Documentaire sur Histoire à 20 h 40
En 1943, 86 hommes et femmes juifs ont été sélectionnés et tués par des nazis à des fins d’expérimentation médicale (vendredi 11 mars, à 20 h 40, sur Histoire).
Peu après la libération de Strasbourg, en novembre 1944, on demanda à Léonard Singer de sortir des cadavres du sous-sol de l’institut d’anatomie de la Reichsuniversität de Strasbourg. Celui qui deviendra professeur de psychiatrie décrit, des années plus tard, devant la caméra, ce qu’il a vu : des quartiers de corps humains nageant dans le formol. Qui étaient ces personnes ? Comment leurs corps étaient-ils arrivés là ?
Pendant longtemps, seul le nom de Menachem Taffel fut connu. Le matricule 107 969 tatoué sur son bras gauche permit de l’identifier. Les réalisateurs Emmanuel Heyd et Raphaël Toledano racontent comment l’historien et journaliste allemand Hans-Joachim Lang a retrouvé le nom des 86 en 2003.
L’anthropologue SS Bruno Beger fut envoyé à Auschwitz en juin 1943 pour y sélectionner les détenus qui feraient l’objet d’expérimentations médicales
Vivant à Tübingen, celui-ci découvre dans les années 1990 que le professeur August Hirt a demeuré dans sa ville entre 1944 et 1945, après avoir quitté Strasbourg, où il enseignait l’anatomie.
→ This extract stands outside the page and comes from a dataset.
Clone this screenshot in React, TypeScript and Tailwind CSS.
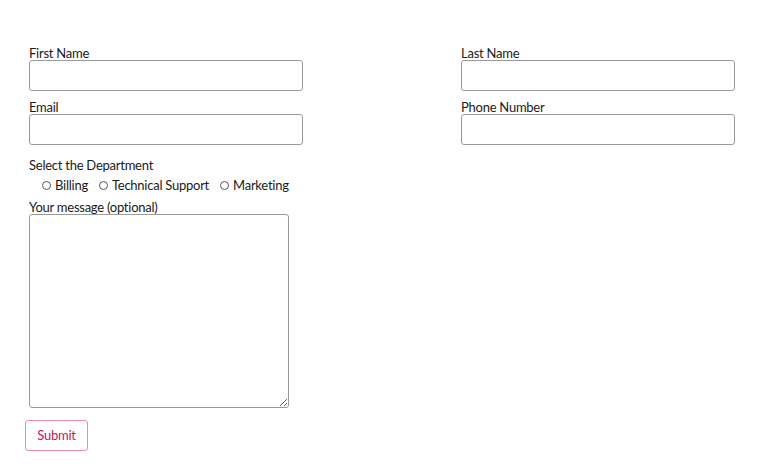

Le professeur Hirt, gueule cassée de la Grande Guerre, terrorisait ses étudiants alsaciens. Lors de l’inauguration de la Reichsuniversität, le 23 novembre 1941, il fit la rencontre de Wolfram Sievers, l’un des directeurs de l’Ahnenerbe, un institut de recherche dont le but était de prouver la validité des théories nazies sur la supériorité des « Aryens ». Deux semaines plus tard, l’assistant d’Hirt, l’anthropologue SS Bruno Beger, proposa à Sievers « l’acquisition de crânes juifs à visée de recherche anthropologique ».
Beger fut ensuite envoyé à Auschwitz en juin 1943 pour y sélectionner les détenus qui feraient l’objet d’expérimentations médicales. Le départ d’Auschwitz eut lieu le 30 juillet 1943, les 86 (57 hommes et 29 femmes) arrivèrent au Struthof, en Alsace, trois jours plus tard et furent gazés.
Les cadavres furent ensuite conduits à la Reichsuniversität. Un assistant du professeur Hirt, Henri Henrypierre, comprit que la cause de leur mort était criminelle : il releva secrètement les matricules tatoués sur leurs avant-bras. Cette liste permit à Hans-Joachim Lang de retrouver leurs noms.
Filmé assis sur une chaise dans une pièce sombre d’un bloc du camp d’Auschwitz, l’historien allemand raconte comment il est allé à la rencontre des descendants de certaines victimes. L’homme que l’on devine tourmenté finit par livrer ses interrogations : fallait-il tout leur dire au risque de remuer le couteau dans la plaie ?
Montage astucieux
Sa pudeur et son débit lent font écho aux plans que proposent Emmanuel Heyd et Raphaël Toledano : leur caméra s’est arrêtée là sur une fenêtre d’un bloc, ici sur un corridor froid. Les silences et les fonds noirs ponctuent avec justesse les précisions qu’il apporte sur ce crime. L’absence de narration est compensée par un montage astucieux. En réussissant à créer une tension entre les images et les propos, les réalisateurs offrent un point de vue cinématographique que l’on retrouve rarement dans les documentaires.
Il faut attendre le générique de fin pour découvrir les noms de ceux qui ont été interrogés. Sont dévoilées l’identité des historiens, des acteurs de la mémoire, mais aussi des prisonniers du Struthof qui ont survécu. Cette subtile mise en abyme conclut ce film dont le message est évident : si l’horreur des crimes nazis est indépassable, c’est aussi parce que rien n’est plus tragique qu’un mort sans nom.
Le Nom des 86, d’Emmanuel Heyd et Raphaël Toledano (Fr., 2014, 55 min). Vendredi 11 mars, à 20 h 40, sur Histoire.